Remarks by Mission Director Michael Greene at Women in Science, Technology, Engineering, and Math Conference

Friday, August 5, 2016
Mission Director Michael Greene speaks at the conference.
Mission Director Michael Greene speaks at the conference.

DANANG, August 5, 2016 -- Good morning and welcome to the Women in Science, Technology, Engineering, and Math Conference. USAID is committed to empowering women with a platform to ensure their voices are represented, needs addressed, and leadership potential fostered. In the words of President Barack Obama, “We… know that countries are more likely to prosper when they tap the talents of all their people. And that’s why we’re investing in the health, education, and rights of women, and working to empower the next generation of women entrepreneurs and leaders. Because when mothers and daughters have access to opportunity, that’s when economies grow, that’s when governance improves.”

In that spirit, I am proud to be here today to highlight achievements that encourage, support, and equip young women involved in all aspects of STEM. This is part of our overall commitment to workforce development through the Building University-Industry Learning and Development through Innovation and Technology (BUILD-IT) Alliance.       

Fostering an open and diverse scientific community that draws from an array of unique experiences and viewpoints is a necessary step to realizing development goals. Young men and young women may innovate differently. But by bringing together varying points of view, Vietnam can build a stronger foundation around which industry can build. Unfortunately, whether in education or the workplace, the proportion of women in STEM decreases dramatically at the highest levels.

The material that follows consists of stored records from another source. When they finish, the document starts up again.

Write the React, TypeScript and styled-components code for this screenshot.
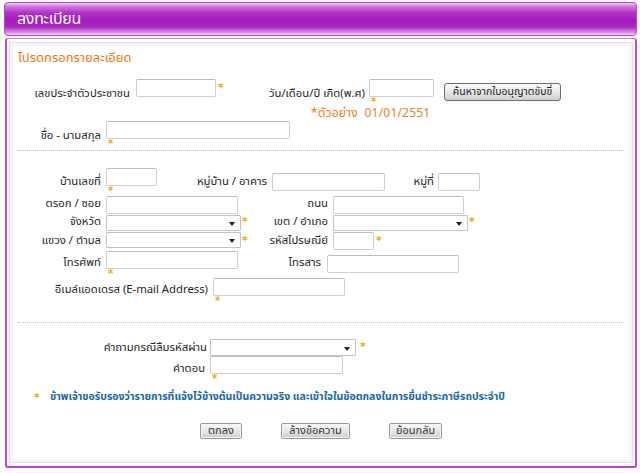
import React from "react";
import styled, { createGlobalStyle } from "styled-components";

const GlobalStyle = createGlobalStyle`
  html, body {
    margin: 0;
    padding: 0;
    background: #ffffff;
  }
  body {
    font-family: Tahoma, "Noto Sans Thai", "Noto Sans", "Liberation Sans", sans-serif;
    font-size: 12px;
    color: #333333;
  }
`;

const Page = styled.div`
  width: 640px;
  height: 473px;
  box-sizing: border-box;
  padding: 2px 3px 0 4px;
`;

const Header = styled.div`
  height: 34px;
  box-sizing: border-box;
  border: 1px solid #b648c8;
  border-radius: 4px;
  padding-left: 12px;
  display: flex;
  align-items: center;
  background: linear-gradient(
    #f3cdf6 0%,
    #d27ee0 10%,
    #b232c8 30%,
    #a31ab8 55%,
    #ad2ac2 75%,
    #d593e2 92%,
    #f1d2f3 100%
  );
  color: #ffffff;
  font-size: 16px;
  letter-spacing: -0.3px;
`;

const Panel = styled.div`
  margin: 2px 0 0 1px;
  height: 430px;
  box-sizing: border-box;
  border: 2px solid #c242d6;
  border-top: 1px solid #cf86dc;
  border-radius: 3px;
  padding: 3px 2px 3px 2px;
`;

const Sheet = styled.div`
  height: 100%;
  box-sizing: border-box;
  border: 1px solid #e2e2e2;
  box-shadow: inset 0 0 4px 1px #ececec;
  display: flex;
  flex-direction: column;
`;

const Title = styled.div`
  margin: 7px 0 0 8px;
  height: 16px;
  line-height: 16px;
  color: #f07a10;
  font-size: 13px;
`;

const Row = styled.div<{ $top?: number; $h: number }>`
  display: flex;
  align-items: flex-start;
  margin-top: ${(p) => p.$top ?? 0}px;
  height: ${(p) => p.$h}px;
`;

const Label = styled.div<{ $w: number; $dy?: number; $pad?: number }>`
  width: ${(p) => p.$w}px;
  flex: none;
  box-sizing: border-box;
  padding-right: ${(p) => p.$pad ?? 5}px;
  margin-top: ${(p) => p.$dy ?? 0}px;
  text-align: right;
  line-height: 14px;
  white-space: nowrap;
  color: #262626;
  font-size: 11.3px;
`;

const Input = styled.div<{ $w: number; $dy?: number; $h?: number }>`
  width: ${(p) => p.$w}px;
  height: ${(p) => p.$h ?? 18}px;
  flex: none;
  box-sizing: border-box;
  margin-top: ${(p) => p.$dy ?? 0}px;
  border: 1px solid #cfcfcf;
  border-top-color: #bdbdbd;
  border-radius: 2px;
  background: #ffffff;
`;

const Select = styled.div<{ $w: number; $h?: number }>`
  width: ${(p) => p.$w}px;
  height: ${(p) => p.$h ?? 16}px;
  flex: none;
  box-sizing: border-box;
  border: 1px solid #c4c4c4;
  border-radius: 1px;
  background: #ffffff;
  position: relative;

  &::after {
    content: "";
    position: absolute;
    right: 5px;
    top: 50%;
    margin-top: -1px;
    border-left: 3px solid transparent;
    border-right: 3px solid transparent;
    border-top: 4px solid #222222;
  }
`;

const Field = styled.div`
  display: flex;
  flex-direction: column;
  align-items: flex-start;
  flex: none;
`;

const Star = styled.span<{ $dy?: number; $gap?: number }>`
  flex: none;
  width: 9px;
  margin-left: ${(p) => p.$gap ?? 2}px;
  margin-top: ${(p) => p.$dy ?? 0}px;
  color: #f5a300;
  font-size: 11px;
  line-height: 10px;
  font-weight: bold;
  font-family: "DejaVu Sans", sans-serif;
`;

const StarBelow = styled(Star)`
  margin-left: 2px;
  margin-top: 1px;
  line-height: 8px;
  height: 8px;
  font-size: 10px;
`;

const SearchButton = styled.button`
  margin: 4px 0 0 10px;
  width: 117px;
  height: 18px;
  flex: none;
  padding: 0;
  border: 1px solid #6e6e6e;
  border-radius: 3px;
  background: linear-gradient(#fbfbfb, #e6e6e6 55%, #cfcfcf);
  font-family: inherit;
  font-size: 10.5px;
  color: #222222;
`;

const Example = styled.div`
  margin: 3px 0 0 301px;
  height: 13px;
  line-height: 13px;
  color: #ef7d22;
  font-size: 12px;
  letter-spacing: 0.2px;
`;

const Separator = styled.div<{ $top: number }>`
  margin: ${(p) => p.$top}px 8px 0 8px;
  border-top: 1px dotted #c6c6c6;
`;

const Declaration = styled.div`
  display: flex;
  align-items: center;
  margin: 8px 0 0 24px;
  height: 14px;
  color: #1668a8;
  font-size: 10.5px;
  font-weight: bold;
  white-space: nowrap;
`;

const DeclStar = styled.span`
  color: #f5a300;
  width: 16px;
  font-family: "DejaVu Sans", sans-serif;
`;

const Buttons = styled.div`
  display: flex;
  gap: 39px;
  margin: 19px 0 0 190px;
`;

const FormButton = styled.button<{ $w: number }>`
  width: ${(p) => p.$w}px;
  height: 16px;
  padding: 0;
  border: 1px solid #9a9a9a;
  border-radius: 2px;
  background: linear-gradient(#fafafa, #e2e2e2 60%, #cbcbcb);
  box-shadow: inset 0 0 0 1px #f4f4f4;
  font-family: inherit;
  font-size: 11px;
  line-height: 14px;
  color: #333333;
`;

export default function App() {
  return (
    <>
      <GlobalStyle />
      <Page>
        <Header>ลงทะเบียน</Header>
        <Panel>
          <Sheet>
            <Title>โปรดกรอกรายละเอียด</Title>

            <Row $top={13} $h={25}>
              <Label $w={126} $pad={6} $dy={8}>
                เลขประจำตัวประชาชน
              </Label>
              <Input $w={80} />
              <Star $dy={4}>*</Star>
              <Label $w={142} $pad={4} $dy={8}>
                วัน/เดือน/ปี เกิด(พ.ศ)
              </Label>
              <Field>
                <Input $w={65} />
                <StarBelow>*</StarBelow>
              </Field>
              <SearchButton>ค้นหาจากใบอนุญาตขับขี่</SearchButton>
            </Row>
            <Example>*ตัวอย่าง&nbsp;&nbsp;01/01/2551</Example>

            <Row $top={1} $h={24}>
              <Label $w={96} $dy={8}>
                ชื่อ - นามสกุล
              </Label>
              <Field>
                <Input $w={184} />
                <StarBelow>*</StarBelow>
              </Field>
            </Row>

            <Separator $top={5} />

            <Row $top={17} $h={28}>
              <Label $w={96} $dy={7}>
                บ้านเลขที่
              </Label>
              <Field>
                <Input $w={51} />
                <StarBelow>*</StarBelow>
              </Field>
              <Label $w={115} $dy={7}>
                หมู่บ้าน / อาคาร
              </Label>
              <Input $w={113} $dy={5} />
              <Label $w={53} $pad={4} $dy={7}>
                หมู่ที่
              </Label>
              <Input $w={42} $dy={5} />
            </Row>

            <Row $h={19}>
              <Label $w={96} $dy={1}>
                ตรอก / ซอย
              </Label>
              <Input $w={132} />
              <Label $w={95} $dy={1}>
                ถนน
              </Label>
              <Input $w={131} />
            </Row>

            <Row $h={17}>
              <Label $w={96}>จังหวัด</Label>
              <Select $w={135} />
              <Star $gap={1} $dy={2}>
                *
              </Star>
              <Label $w={82}>เขต / อำเภอ</Label>
              <Select $w={135} />
              <Star $gap={1} $dy={2}>
                *
              </Star>
            </Row>

            <Row $h={19}>
              <Label $w={96} $dy={2}>
                แขวง / ตำบล
              </Label>
              <Select $w={135} />
              <Star $gap={1} $dy={4}>
                *
              </Star>
              <Label $w={82} $dy={2}>
                รหัสไปรษณีย์
              </Label>
              <Input $w={41} />
              <Star $gap={2} $dy={4}>
                *
              </Star>
            </Row>

            <Row $h={27}>
              <Label $w={96} $dy={5}>
                โทรศัพท์
              </Label>
              <Field>
                <Input $w={132} />
                <StarBelow>*</StarBelow>
              </Field>
              <Label $w={89} $pad={6} $dy={5}>
                โทรสาร
              </Label>
              <Input $w={132} $dy={4} />
            </Row>

            <Row $h={24}>
              <Label $w={203} $dy={5}>
                อีเมล์แอดเดรส (E-mail Address)
              </Label>
              <Field>
                <Input $w={132} />
                <StarBelow>*</StarBelow>
              </Field>
            </Row>

            <Separator $top={20} />

            <Row $top={16} $h={17}>
              <Label $w={200} $pad={3} $dy={2}>
                คำถามกรณีลืมรหัสผ่าน
              </Label>
              <Select $w={146} $h={17} />
              <Star $gap={4} $dy={3}>
                *
              </Star>
            </Row>

            <Row $h={26}>
              <Label $w={200} $dy={6}>
                คำตอบ
              </Label>
              <Field>
                <Input $w={133} />
                <StarBelow>*</StarBelow>
              </Field>
            </Row>

            <Declaration>
              <DeclStar>*</DeclStar>
              ข้าพเจ้าขอรับรองว่ารายการที่แจ้งไว้ข้างต้นเป็นความจริง
              และเข้าใจในข้อตกลงในการยื่นชำระภาษีรถประจำปี
            </Declaration>

            <Buttons>
              <FormButton $w={42}>ตกลง</FormButton>
              <FormButton $w={69}>ล้างข้อความ</FormButton>
              <FormButton $w={53}>ย้อนกลับ</FormButton>
            </Buttons>
          </Sheet>
        </Panel>
      </Page>
    </>
  );
}
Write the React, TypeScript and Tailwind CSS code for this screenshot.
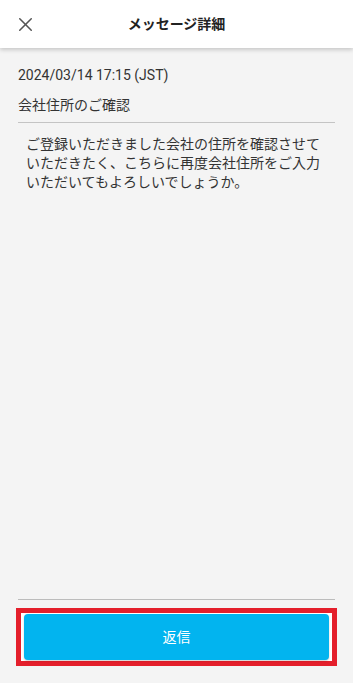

Men are more likely than women to be in technological and scientific activities, information technology, manufacturing, construction, utilities and transportation, while women are concentrated in education and training, human health, and hotels. Throughout several industries, Vietnam continues to have gender bias in recruitment in sectors relating to STEM and for positions with higher salaries. In many cases employers still add written gender preference in their job advertisements and men are most often targeted for more technical and highly skilled jobs such as architects, engineers, and IT professionals, despite the fact that the performance of highly qualified women often surpasses that of men.

When we turn our attention to scientific research, we see that only one-fifth of key national science and technology programs were conducted with women as scientific leaders or with a high percentage of women researchers. Of over a thousand Vietnamese patent applications, less than 9 percent were from women. At the same time, there’s a glass ceiling for women to gain professorships. Even though half of all university faculty are women, only 11 percent gain professorships, with those in the STEM fields considerably lower. They report that scholarships for advanced study become increasingly limited for women academics to excel beyond the initial level.

Nevertheless, times are changing and society is becoming responsive. There’s a recognition that STEM careers offer women the opportunity to engage in some of the most exciting realms of discovery and technological innovation that are also the high-tech, high-wage jobs of the future. As a result, increasing opportunities for women in these fields are an important step towards realizing greater economic success and equality for women across the board.

While the initial choice to join STEM is important, what’s paramount is the engagement of young women in formal and informal environments, encouraging mentoring to support women throughout their academic and professional experiences, and supporting efforts to retain women in the STEM workforce.

While the BUILD-IT Alliance is a newer project, through collaboration and support with Intel – we have already provided 436 scholarships for female students pursuing technical education in Vietnamese vocational colleges. In addition, the Women in Engineering Master’s Fellowship program will support two Engineering graduate students entering Arizona State University this fall.

Today’s conference will kick off the first Women in Engineering Projects in Community Service competition here in Vietnam. These focus on solving real world problems with innovative solutions to societal and community issues.

Today and in the coming years I hope to hear insights into how you can foster leaders and role models, as well as opportunities and challenges you may face as women working in or entering STEM fields. I want to learn about the critical competencies you need as women in the STEM fields to advance your career. I know that many of you have already committed to increasing the number of women and underrepresented minorities who pursue STEM studies. I hope that you help to engage younger students before they reach university in hands-on math and science learning to spark an interest in STEM careers.

I wish you all success, stimulating conversations, and prosperity in moving forward.